BY CRAIG BENJAMIN AND JACKIE HANSEN
Indigenous women and girls in Canada are roughly 7 times more likely to be targeted by serial predators. This is according to an article in the published this week in the Globe and Mail.
Based on the Globe’s own database of both convictions and ongoing police investigations, journalists Kathryn Blaze Baum and Matthew McClearn identified 18 confirmed cases where men responsible for multiple murders – “serial killers” – were convicted of the murders of Indigenous women and girls. By also including unresolved cases where a serial killer is suspected, the number rises to 77.
This represents less than 10 percent of established cases of missing and murdered Indigenous women and girls in Canada. We must never lose sight, however, of the fact that each murder represents an individual tragedy, leaving behind families and communities to grieve for the loved ones who have been stolen from them. And whether the number of Indigenous women and girls targeted by serial killers is 18 or 77 — or an even higher number — these crimes should provoke shock, outrage, and a demand for action.
The sad fact, however, is that for at least part of the public and media, such shock and outrage is reserved for crimes when the victims are non-Indigenous. In 2001, journalist Warren Goulding published a book called Just Another Indian: A Serial Killer and Canada’s Indifference that examines a series of murders of Indigenous women in Saskatoon that went largely ignored in the press. About this, Goulding has said, “It’s all part of the indifference to the lives of Aboriginal people. They don’t seem to matters as much as white people.”
How much have things changed? In the last two decades, a powerful movement led by Indigenous women hasmade the violence faced by Indigenous women and girls such an inescapable fact of Canadian political life that it factored into the recent federal election. The newly elected federal government made a national inquiry a clear priority.
This past weekend, in an editorial questioning the need for such an inquiry, the National Post made the categorical claim, “Whatever is happening here, it is not white serial killers travelling to remote aboriginal communities to hunt vulnerable women.”
Sadly, the National Post is not alone in its selective approach to the violence facing Indigenous women and girls.
Until recently, there were no official national statistics on the numbers of murdered and missing Indigenous women and girls. The RCMP issued the first such report only in 2014. There are currently no plans for regular ongoing reporting of such statistics.
Although the RCMP updated their report earlier this year, they only included cases within their jurisdiction, leaving out the majority of cases across the country. Now they have abandoned such reporting entirely. This week, when Statistics Canada publishes its annual national homicide index, it will break down crimes by Indigenous identity for the first time. But the report will not include missing persons. So far as we know there are no plans for any agency to publish updated figures on missing Indigenous women and girls.

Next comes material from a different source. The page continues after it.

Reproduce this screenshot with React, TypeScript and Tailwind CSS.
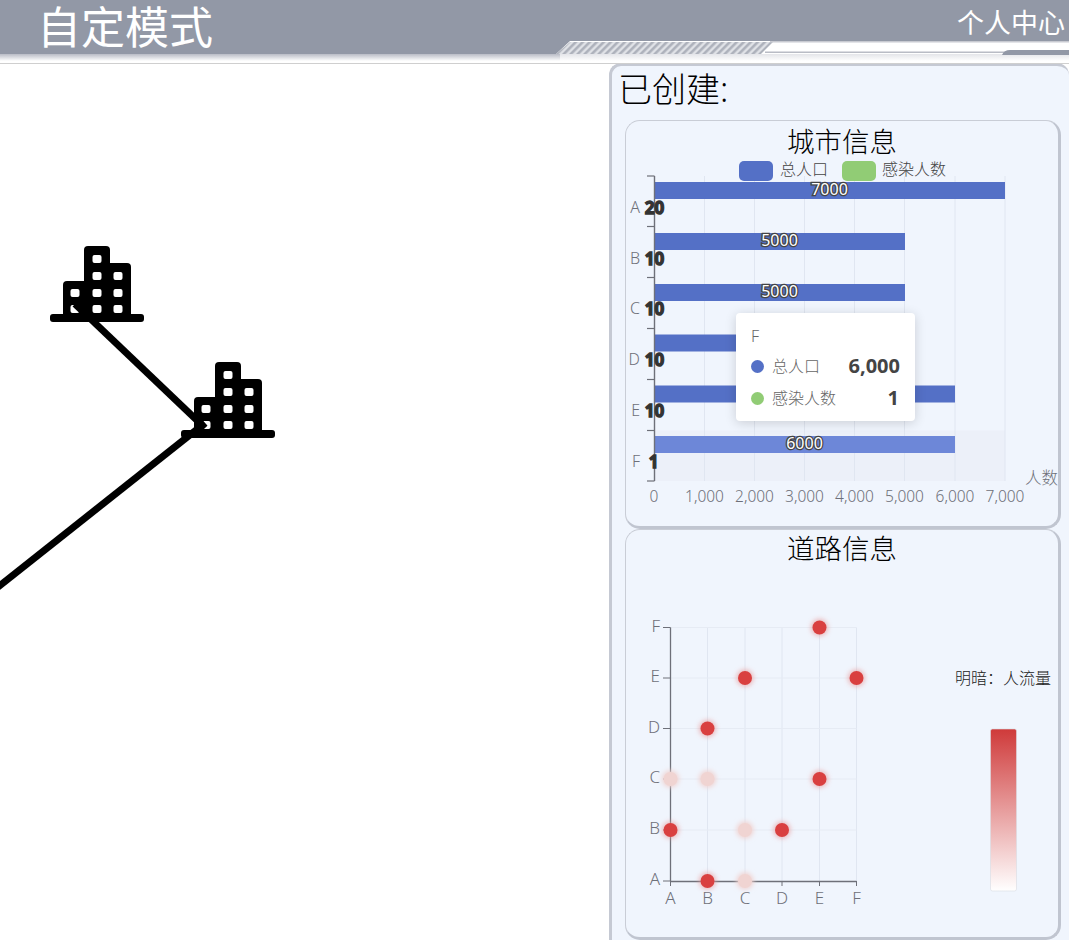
import React from "react";

const FONT = `"Noto Sans", "Noto Sans CJK SC", sans-serif`;
const GRID = [704.5, 754.5, 804.5, 854.5, 904.5, 955, 1005];
const TICKS = [176, 226.5, 277.5, 328.5, 379.5, 430.5, 481];
const BARS = [
  { name: "A", y: 182, w: 350, v: "7000", n: "20", ly: 208, show: true },
  { name: "B", y: 233, w: 250, v: "5000", n: "10", ly: 259, show: true },
  { name: "C", y: 284, w: 250, v: "5000", n: "10", ly: 309, show: true },
  { name: "D", y: 334.5, w: 250, v: "5000", n: "10", ly: 360, show: false },
  { name: "E", y: 385.5, w: 300, v: "6000", n: "10", ly: 411, show: false },
  { name: "F", y: 436, w: 300, v: "6000", n: "1", ly: 462, show: true },
];
const XLAB = ["1,000", "2,000", "3,000", "4,000", "5,000", "6,000", "7,000"];

const SX = [670.5, 707.5, 745, 782, 819.5, 856.5];
const SY = [880, 829, 778, 727.5, 677, 626.5];
const NAMES = ["A", "B", "C", "D", "E", "F"];
const POINTS: [number, number, boolean][] = [
  [4, 5, true], [2, 4, true], [5, 4, true], [1, 3, true], [4, 2, true],
  [0, 1, true], [3, 1, true], [1, 0, true],
  [0, 2, false], [1, 2, false], [2, 1, false], [2, 0, false],
];

function City({ x, y }: { x: number; y: number }) {
  const cols = [75, 97, 118];
  const wins: [number, number][] = [
    [1, 259], [1, 276], [2, 276], [0, 293], [1, 293], [2, 293], [0, 309], [1, 309], [2, 309],
  ];
  return (
    <g transform={`translate(${x} ${y})`}>
      <rect x="84" y="246" width="26" height="72" rx="4" fill="#000" />
      <rect x="100" y="263" width="31" height="55" rx="4" fill="#000" />
      <rect x="63" y="281" width="30" height="37" rx="4" fill="#000" />
      <rect x="50" y="314" width="94" height="8" rx="3" fill="#000" />
      {wins.map(([c, wy], i) => (
        <rect key={i} x={cols[c] - 4.5} y={wy - 4} width="9" height="8" rx="2" fill="#fff" />
      ))}
    </g>
  );
}

function BarChart() {
  return (
    <svg viewBox="626 158 432 368" className="block w-[432px] h-[368px] overflow-visible" fontFamily={FONT}>
      <rect x="655" y="430.5" width="350" height="50.5" fill="#ecf0f9" />
      {GRID.map((x) => (
        <line key={x} x1={x} x2={x} y1="176" y2="481" stroke="#e0e6f1" strokeWidth="1" />
      ))}
      <rect x="739" y="161" width="34" height="20" rx="5" fill="#5470c6" />
      <text x="780" y="175" fontSize="16" fontWeight="300" fill="#444">总人口</text>
      <rect x="842" y="161" width="34" height="20" rx="5" fill="#91cc75" />
      <text x="882" y="175" fontSize="16" fontWeight="300" fill="#444">感染人数</text>
      {BARS.map((b) => (
        <g key={b.name}>
          <rect x="655" y={b.y} width={b.w} height="17" fill={b.name === "F" ? "#6d87d8" : "#5470c6"} />
          {b.show && (
            <text
              x={654.5 + b.w / 2}
              y={b.y + 13}
              fontSize="16"
              textAnchor="middle"
              fill="#fff"
              stroke="#444"
              strokeWidth="2.6"
              paintOrder="stroke"
            >
              {b.v}
            </text>
          )}
          <text x="640" y={b.ly + 5} fontSize="16" fontWeight="300" textAnchor="end" fill="#6e7079">{b.name}</text>
        </g>
      ))}
      <line x1="654.5" x2="654.5" y1="176" y2="481" stroke="#6e7079" strokeWidth="1.4" />
      {TICKS.map((y) => (
        <line key={y} x1="647" x2="654.5" y1={y} y2={y} stroke="#6e7079" strokeWidth="1.2" />
      ))}
      {BARS.map((b) => (
        <text
          key={b.name}
          x={b.name === "F" ? 653.5 : 654.5}
          y={b.ly + 6}
          fontSize="17"
          fontWeight="700"
          textAnchor="middle"
          fill="#333"
          stroke="#333"
          strokeWidth="1.3"
        >
          {b.n}
        </text>
      ))}
      <text x="654" y="502" fontSize="15.5" fontWeight="300" textAnchor="middle" fill="#6e7079">0</text>
      {XLAB.map((t, i) => (
        <text key={t} x={GRID[i]} y="502" fontSize="15.5" fontWeight="300" textAnchor="middle" fill="#6e7079">{t}</text>
      ))}
      <text x="1025" y="484" fontSize="16.5" fontWeight="300" fill="#6e7079">人数</text>
    </svg>
  );
}

function Tooltip() {
  return (
    <div className="absolute left-[110px] top-[192px] w-[179px] h-[108px] rounded bg-white shadow-[0_2px_12px_rgba(0,0,0,0.16)] px-[15px] pt-[12px] text-[16px] font-light text-[#666]">
      <div className="leading-[22px]">F</div>
      <div className="flex items-center mt-[8px] h-[22px]">
        <span className="w-[13px] h-[13px] rounded-full bg-[#5470c6] mr-[8px]" />
        <span>总人口</span>
        <span className="ml-auto text-[#444] font-bold text-[20px]">6,000</span>
      </div>
      <div className="flex items-center mt-[10px] h-[22px]">
        <span className="w-[13px] h-[13px] rounded-full bg-[#91cc75] mr-[8px]" />
        <span>感染人数</span>
        <span className="ml-auto mr-px text-[#444] font-bold text-[20px]">1</span>
      </div>
    </div>
  );
}

function Scatter() {
  return (
    <svg viewBox="626 566 432 368" className="block w-[432px] h-[368px] overflow-visible" fontFamily={FONT}>
      <defs>
        <filter id="glow" x="-100%" y="-100%" width="300%" height="300%">
          <feGaussianBlur stdDeviation="2.5" />
        </filter>
        <linearGradient id="vm" x1="0" y1="0" x2="0" y2="1">
          <stop offset="0" stopColor="#cf3a3a" />
          <stop offset="1" stopColor="#ffffff" />
        </linearGradient>
      </defs>
      {SX.slice(1).map((x) => (
        <line key={x} x1={x} x2={x} y1="626.5" y2="880" stroke="#e0e6f1" />
      ))}
      {SY.slice(1).map((y) => (
        <line key={y} x1="671" x2="856.5" y1={y} y2={y} stroke="#e6ebf4" />
      ))}
      <line x1="670.5" x2="670.5" y1="626.5" y2="880" stroke="#6e7079" strokeWidth="1.3" />
      <line x1="670.5" x2="856.5" y1="880.5" y2="880.5" stroke="#6e7079" strokeWidth="1.3" />
      {SY.map((y, i) => (
        <g key={y}>
          <line x1="663" x2="670.5" y1={y} y2={y} stroke="#6e7079" />
          <text x="660" y={y + 4} fontSize="17" fontWeight="300" textAnchor="end" fill="#6e7079">{NAMES[i]}</text>
        </g>
      ))}
      {SX.map((x, i) => (
        <g key={x}>
          <line x1={x} x2={x} y1="880" y2="885" stroke="#6e7079" />
          <text x={x} y="903" fontSize="17" fontWeight="300" textAnchor="middle" fill="#6e7079">{NAMES[i]}</text>
        </g>
      ))}
      {POINTS.map(([c, r, on], i) => (
        <g key={i}>
          <circle
            cx={SX[c]}
            cy={SY[r]}
            r="8.5"
            fill={on ? "#e89a9a" : "#f0d2d0"}
            opacity={on ? 0.7 : 1}
            filter="url(#glow)"
          />
          <circle cx={SX[c]} cy={SY[r]} r="7" fill={on ? "#d94040" : "#f0d4d2"} />
        </g>
      ))}
      <text x="955" y="683" fontSize="16" fontWeight="300" fill="#222">明暗：人流量</text>
      <rect x="990.5" y="728" width="26" height="162" rx="2" fill="url(#vm)" stroke="#d9dce3" strokeWidth="0.6" />
    </svg>
  );
}

export default function App() {
  return (
    <div className="w-[1069px] h-[940px] overflow-hidden bg-white flex flex-col" style={{ fontFamily: FONT }}>
      <header className="relative h-[64px] shrink-0 border-b border-[#cfcfcf] bg-white">
        <svg viewBox="0 0 1069 63" className="absolute inset-0 w-[1069px] h-[63px]">
          <defs>
            <linearGradient id="fade" x1="0" y1="0" x2="0" y2="1">
              <stop offset="0" stopColor="#b9bcc6" />
              <stop offset="1" stopColor="#ffffff" />
            </linearGradient>
            <linearGradient id="fade2" x1="0" y1="0" x2="0" y2="1">
              <stop offset="0" stopColor="#e4e5e9" />
              <stop offset="1" stopColor="#ffffff" />
            </linearGradient>
            <pattern id="hatch" width="7" height="12" patternUnits="userSpaceOnUse" patternTransform="skewX(-45)">
              <rect width="7" height="12" fill="#dfe1e6" />
              <rect width="3.6" height="12" fill="#aeb2bc" />
            </pattern>
          </defs>
          <rect x="0" y="0" width="1069" height="41" fill="#9298a6" />
          <polygon points="0,41 570,41 556,54 0,54" fill="#9298a6" />
          <rect x="0" y="54" width="560" height="7" fill="url(#fade)" />
          <rect x="560" y="54" width="509" height="7" fill="url(#fade2)" />
          <polygon points="570,42 773,42 761,54 556,54" fill="url(#hatch)" />
          <rect x="770" y="41" width="299" height="1.5" fill="#c8cad1" />
          <rect x="765" y="51.5" width="304" height="1.5" fill="#b9bcc5" />
          <path d="M1002 55 Q1004 50 1010 50 L1069 50 L1069 55 Z" fill="#9298a6" />
        </svg>
        <h1 className="absolute left-[37px] top-0 whitespace-nowrap text-[44px] leading-[54px] font-normal text-white">自定模式</h1>
        <div className="absolute right-[4px] top-[3px] text-[27px] leading-[40px] font-normal text-white">个人中心</div>
      </header>
      <main className="flex flex-1 min-h-0">
        <section className="w-[609px] shrink-0 relative">
          <svg viewBox="0 64 609 876" className="absolute inset-0 w-[609px] h-[876px]">
            <City x={0} y={0} />
            <City x={131} y={116} />
            <line x1="75" y1="304" x2="205" y2="428" stroke="#000" strokeWidth="7" />
            <line x1="205" y1="423" x2="-2" y2="587" stroke="#000" strokeWidth="7" />
          </svg>
        </section>
        <aside className="w-[460px] shrink-0 -mt-px bg-[#f0f5fd] rounded-tl-[12px] rounded-tr-[12px] border-l-[3px] border-t-[3px] border-[#c5c9d3] pl-[13px] pr-[8px] h-[890px]">
          <div className="-ml-[7px] h-[54px] text-[34px] leading-[46px] font-light text-black">已创建:</div>
          <div className="relative w-[436px] h-[409px] rounded-[15px] border border-[#c9cdd6] border-r-[3px] border-b-[3px] border-r-[#c0c5d0] border-b-[#c0c5d0]">
            <div className="h-[37px] text-center text-[27.5px] leading-[41px] font-light text-black">城市信息</div>
            <BarChart />
            <Tooltip />
          </div>
          <div className="w-[436px] h-[411px] rounded-[15px] border border-[#c9cdd6] border-r-[3px] border-b-[3px] border-r-[#c0c5d0] border-b-[#c0c5d0]">
            <div className="h-[37px] text-center text-[27.5px] leading-[38px] font-light text-black">道路信息</div>
            <Scatter />
          </div>
        </aside>
      </main>
    </div>
  );
}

There is also been no reporting to date of the numbers of Indigenous women and girls among unresolved suspicious deaths.
And as the Globe and Mail reported in its article on serial killings, the RCMP reports released in 2014 and 2015 looked at many factors in the lives of both victims and perpetrators, but did not include any analysis of how often a single perpetrator or group of perpetrators is responsible for more than one murder.
Again, it seems clear that the majority of murders of Indigenous women and girls are not committed by “serial killers”. But all their lives matter. And the disproportionate numbers of Indigenous women and girls who are targeted by serial predators needs to be understood and addressed, not ignored.
Part of the role of a national inquiry is to get beyond the biases and assumptions that have led police, the media, the public and lawmakers to ignore the reality of the pervasive, horrendous violence facing Indigenous women and girls, in all its complexity.
One of the many things that we would hope that a thorough, independent and credible public inquiry could accomplish is to push past the Hollywood-fed mythology that surrounds the term “serial killer.” Instead of assuming that these are men acting alone, beyond the fringe of society, we hope that an inquiry will ask the question of how many of these men had accomplices, whether others were complicit by helping cover up the crime, and what led them to feel they could get away with targetting Indigenous women and girls in the first place. These questions, and many others, are important because they go to the crucial point of preventing such crimes in the future and helping ensure that all women and girls can live in safety.